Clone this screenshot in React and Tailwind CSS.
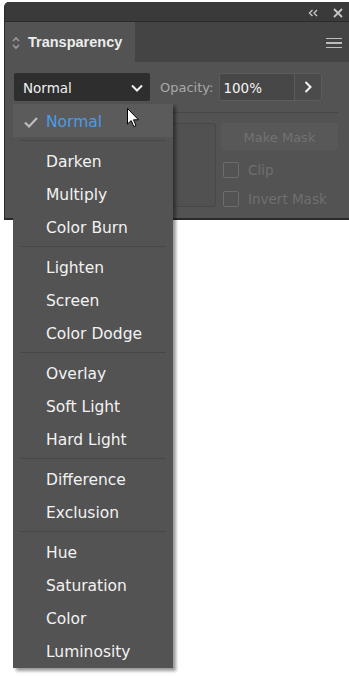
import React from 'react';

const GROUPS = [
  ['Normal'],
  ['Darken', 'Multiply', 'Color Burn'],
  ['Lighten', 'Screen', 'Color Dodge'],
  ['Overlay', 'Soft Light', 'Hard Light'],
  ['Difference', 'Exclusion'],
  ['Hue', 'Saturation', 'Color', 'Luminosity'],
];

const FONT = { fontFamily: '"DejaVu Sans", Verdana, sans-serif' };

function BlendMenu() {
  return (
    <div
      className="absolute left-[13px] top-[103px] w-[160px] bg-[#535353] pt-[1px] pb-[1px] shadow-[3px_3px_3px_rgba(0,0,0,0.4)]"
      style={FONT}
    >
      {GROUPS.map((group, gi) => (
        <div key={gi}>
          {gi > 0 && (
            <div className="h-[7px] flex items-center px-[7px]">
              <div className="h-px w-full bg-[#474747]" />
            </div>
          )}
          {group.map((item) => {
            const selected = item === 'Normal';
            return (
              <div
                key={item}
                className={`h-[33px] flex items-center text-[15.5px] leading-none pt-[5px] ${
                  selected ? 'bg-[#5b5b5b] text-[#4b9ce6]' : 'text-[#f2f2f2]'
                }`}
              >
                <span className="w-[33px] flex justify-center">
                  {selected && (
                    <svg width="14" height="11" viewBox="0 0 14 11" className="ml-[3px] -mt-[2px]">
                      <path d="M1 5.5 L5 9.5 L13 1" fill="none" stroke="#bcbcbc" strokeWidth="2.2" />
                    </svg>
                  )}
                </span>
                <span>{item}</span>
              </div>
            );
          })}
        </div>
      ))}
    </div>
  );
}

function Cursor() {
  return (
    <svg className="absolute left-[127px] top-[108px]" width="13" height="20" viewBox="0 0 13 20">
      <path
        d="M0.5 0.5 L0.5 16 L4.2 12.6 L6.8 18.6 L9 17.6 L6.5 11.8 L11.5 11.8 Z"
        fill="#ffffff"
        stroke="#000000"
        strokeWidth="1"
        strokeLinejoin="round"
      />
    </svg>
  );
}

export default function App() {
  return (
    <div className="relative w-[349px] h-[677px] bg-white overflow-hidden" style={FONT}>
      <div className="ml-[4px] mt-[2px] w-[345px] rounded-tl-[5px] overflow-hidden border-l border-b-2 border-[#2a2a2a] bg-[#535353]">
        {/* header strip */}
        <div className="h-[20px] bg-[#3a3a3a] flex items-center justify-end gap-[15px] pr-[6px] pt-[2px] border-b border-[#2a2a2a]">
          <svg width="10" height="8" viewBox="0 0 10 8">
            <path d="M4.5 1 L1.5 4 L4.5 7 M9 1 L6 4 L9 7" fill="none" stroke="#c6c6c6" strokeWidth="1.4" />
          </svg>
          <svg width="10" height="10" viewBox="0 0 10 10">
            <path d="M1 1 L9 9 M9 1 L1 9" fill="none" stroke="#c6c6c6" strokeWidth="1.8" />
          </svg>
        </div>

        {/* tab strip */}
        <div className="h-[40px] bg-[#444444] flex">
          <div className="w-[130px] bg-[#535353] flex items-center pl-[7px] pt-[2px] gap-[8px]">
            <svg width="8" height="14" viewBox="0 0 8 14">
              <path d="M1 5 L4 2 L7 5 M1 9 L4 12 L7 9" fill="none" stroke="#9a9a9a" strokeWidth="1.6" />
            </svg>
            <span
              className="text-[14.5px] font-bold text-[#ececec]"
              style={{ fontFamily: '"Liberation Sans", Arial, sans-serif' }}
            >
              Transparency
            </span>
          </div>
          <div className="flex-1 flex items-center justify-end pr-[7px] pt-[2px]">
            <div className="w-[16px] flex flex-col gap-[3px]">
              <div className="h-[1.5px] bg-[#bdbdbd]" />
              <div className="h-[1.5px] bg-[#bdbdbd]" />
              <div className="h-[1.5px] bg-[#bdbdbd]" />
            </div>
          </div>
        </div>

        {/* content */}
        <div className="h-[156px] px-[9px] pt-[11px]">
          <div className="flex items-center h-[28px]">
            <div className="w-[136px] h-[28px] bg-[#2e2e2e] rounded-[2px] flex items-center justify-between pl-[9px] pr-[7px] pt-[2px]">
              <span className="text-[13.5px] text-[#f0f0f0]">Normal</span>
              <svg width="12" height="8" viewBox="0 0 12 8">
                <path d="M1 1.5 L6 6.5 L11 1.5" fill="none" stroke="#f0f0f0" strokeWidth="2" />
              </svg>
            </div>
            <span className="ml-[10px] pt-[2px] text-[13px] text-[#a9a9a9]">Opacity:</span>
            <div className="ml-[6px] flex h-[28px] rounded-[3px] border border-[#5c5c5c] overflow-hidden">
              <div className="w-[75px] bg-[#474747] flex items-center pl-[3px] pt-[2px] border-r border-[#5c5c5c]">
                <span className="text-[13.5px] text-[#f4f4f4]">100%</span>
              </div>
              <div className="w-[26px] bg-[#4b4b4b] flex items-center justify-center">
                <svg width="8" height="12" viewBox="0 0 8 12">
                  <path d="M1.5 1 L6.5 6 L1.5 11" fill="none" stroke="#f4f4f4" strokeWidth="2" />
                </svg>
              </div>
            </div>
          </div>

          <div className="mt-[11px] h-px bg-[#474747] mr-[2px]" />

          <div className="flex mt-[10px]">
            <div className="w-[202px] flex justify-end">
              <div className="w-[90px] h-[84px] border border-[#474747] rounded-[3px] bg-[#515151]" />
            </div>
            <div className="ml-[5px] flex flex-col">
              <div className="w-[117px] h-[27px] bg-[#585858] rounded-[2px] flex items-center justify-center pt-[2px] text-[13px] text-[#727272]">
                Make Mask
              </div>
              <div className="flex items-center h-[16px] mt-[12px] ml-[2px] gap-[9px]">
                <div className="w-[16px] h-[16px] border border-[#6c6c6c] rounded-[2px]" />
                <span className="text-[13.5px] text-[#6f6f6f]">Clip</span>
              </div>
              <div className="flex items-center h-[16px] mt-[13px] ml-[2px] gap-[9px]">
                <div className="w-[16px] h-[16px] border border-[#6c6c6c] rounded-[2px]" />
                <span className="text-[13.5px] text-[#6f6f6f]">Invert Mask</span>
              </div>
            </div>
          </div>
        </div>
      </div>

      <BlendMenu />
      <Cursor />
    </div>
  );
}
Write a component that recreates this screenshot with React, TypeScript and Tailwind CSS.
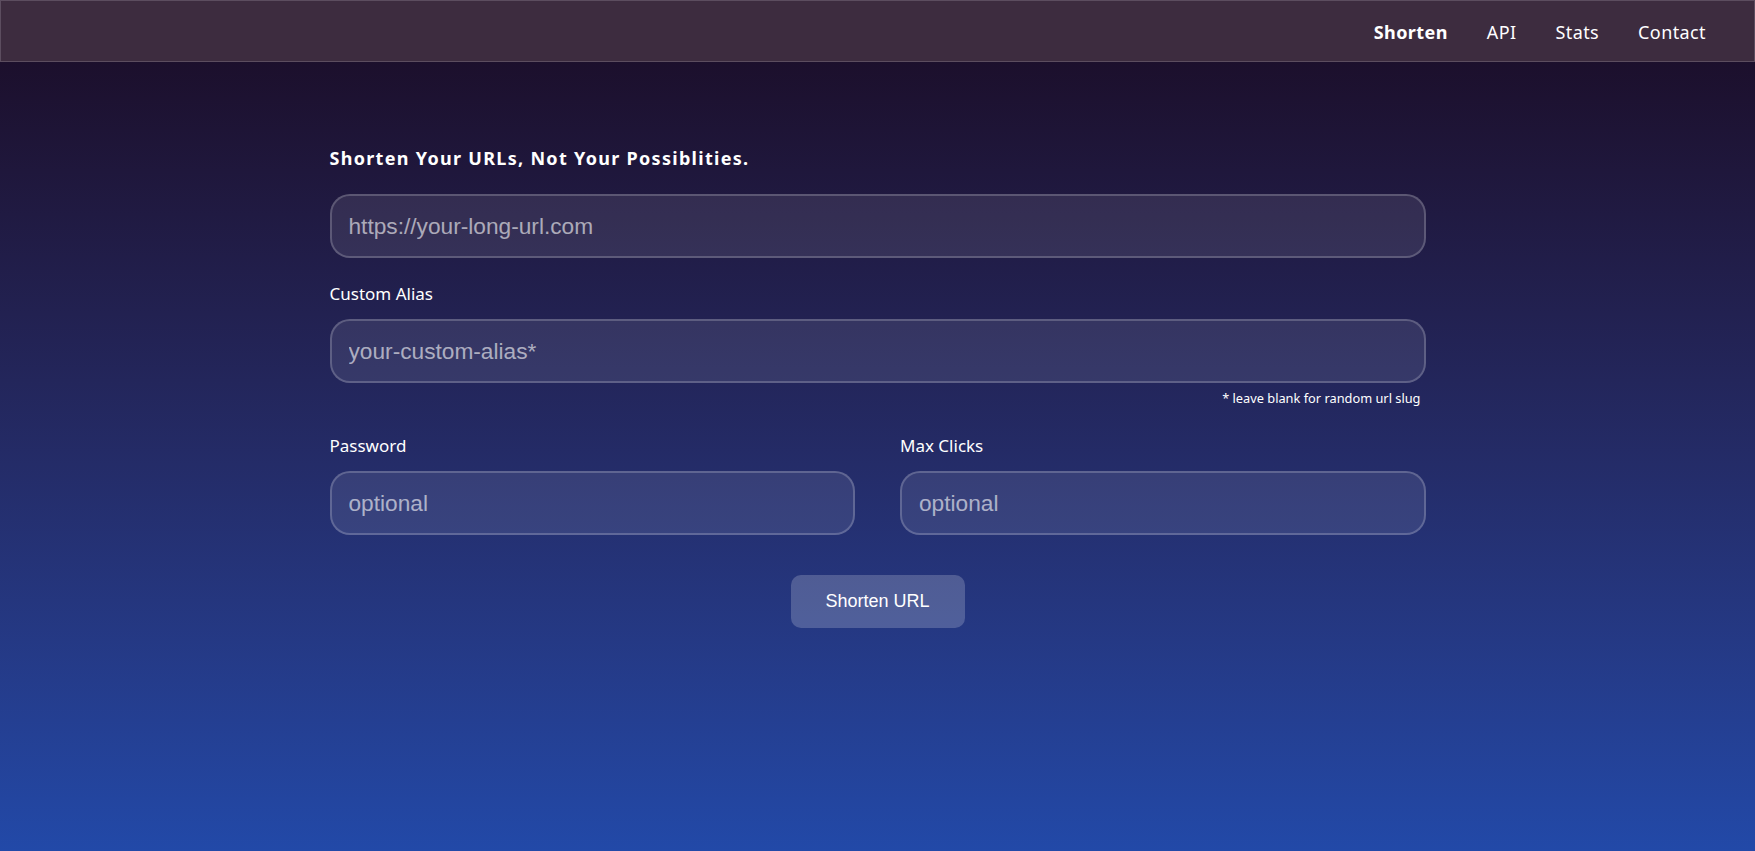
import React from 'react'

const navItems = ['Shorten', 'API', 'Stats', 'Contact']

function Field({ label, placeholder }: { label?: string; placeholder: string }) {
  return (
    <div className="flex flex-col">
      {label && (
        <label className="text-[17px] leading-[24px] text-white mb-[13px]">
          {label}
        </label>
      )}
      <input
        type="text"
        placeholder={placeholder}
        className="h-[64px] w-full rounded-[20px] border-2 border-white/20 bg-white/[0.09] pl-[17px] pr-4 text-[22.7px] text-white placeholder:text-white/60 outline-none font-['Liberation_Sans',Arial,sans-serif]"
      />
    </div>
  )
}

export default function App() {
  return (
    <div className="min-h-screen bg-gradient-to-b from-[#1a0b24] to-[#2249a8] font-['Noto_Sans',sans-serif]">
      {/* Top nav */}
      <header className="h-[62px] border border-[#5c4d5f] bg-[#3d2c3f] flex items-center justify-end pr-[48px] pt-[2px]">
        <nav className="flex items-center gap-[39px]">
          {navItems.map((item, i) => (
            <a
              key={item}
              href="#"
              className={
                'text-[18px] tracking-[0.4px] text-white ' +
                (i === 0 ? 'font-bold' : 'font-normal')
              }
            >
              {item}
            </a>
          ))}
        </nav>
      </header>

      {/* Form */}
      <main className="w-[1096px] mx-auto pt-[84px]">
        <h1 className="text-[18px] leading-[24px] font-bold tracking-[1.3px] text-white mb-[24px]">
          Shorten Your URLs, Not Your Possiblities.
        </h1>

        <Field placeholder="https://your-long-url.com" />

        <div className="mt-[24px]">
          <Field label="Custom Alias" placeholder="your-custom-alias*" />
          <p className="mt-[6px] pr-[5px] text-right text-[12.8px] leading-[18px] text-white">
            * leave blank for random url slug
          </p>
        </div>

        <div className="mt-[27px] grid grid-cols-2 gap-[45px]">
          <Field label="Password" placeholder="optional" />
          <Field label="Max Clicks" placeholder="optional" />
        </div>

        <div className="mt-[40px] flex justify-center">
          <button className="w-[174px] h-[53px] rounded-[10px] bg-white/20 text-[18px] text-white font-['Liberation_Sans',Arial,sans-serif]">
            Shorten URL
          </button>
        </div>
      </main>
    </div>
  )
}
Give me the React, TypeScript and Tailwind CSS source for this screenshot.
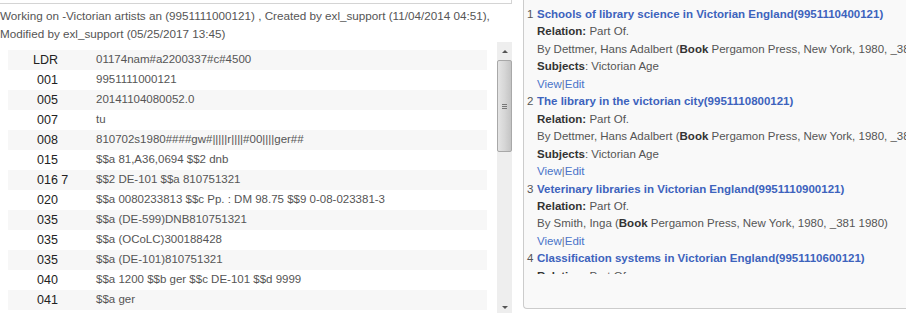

################

▶ **DESCRIPTION OF THE TASK**:
In the listing above, find the line containing "Write a component" and the line containing "const navItems = ['Shorten', 'API', 'Stats', 'Contact']". Print those two lines and every line between them exactly, with no pictures.

▶ **EXERCISE ANSWER**:
Write a component that recreates this screenshot with React, TypeScript and Tailwind CSS.
import React from 'react'

const navItems = ['Shorten', 'API', 'Stats', 'Contact']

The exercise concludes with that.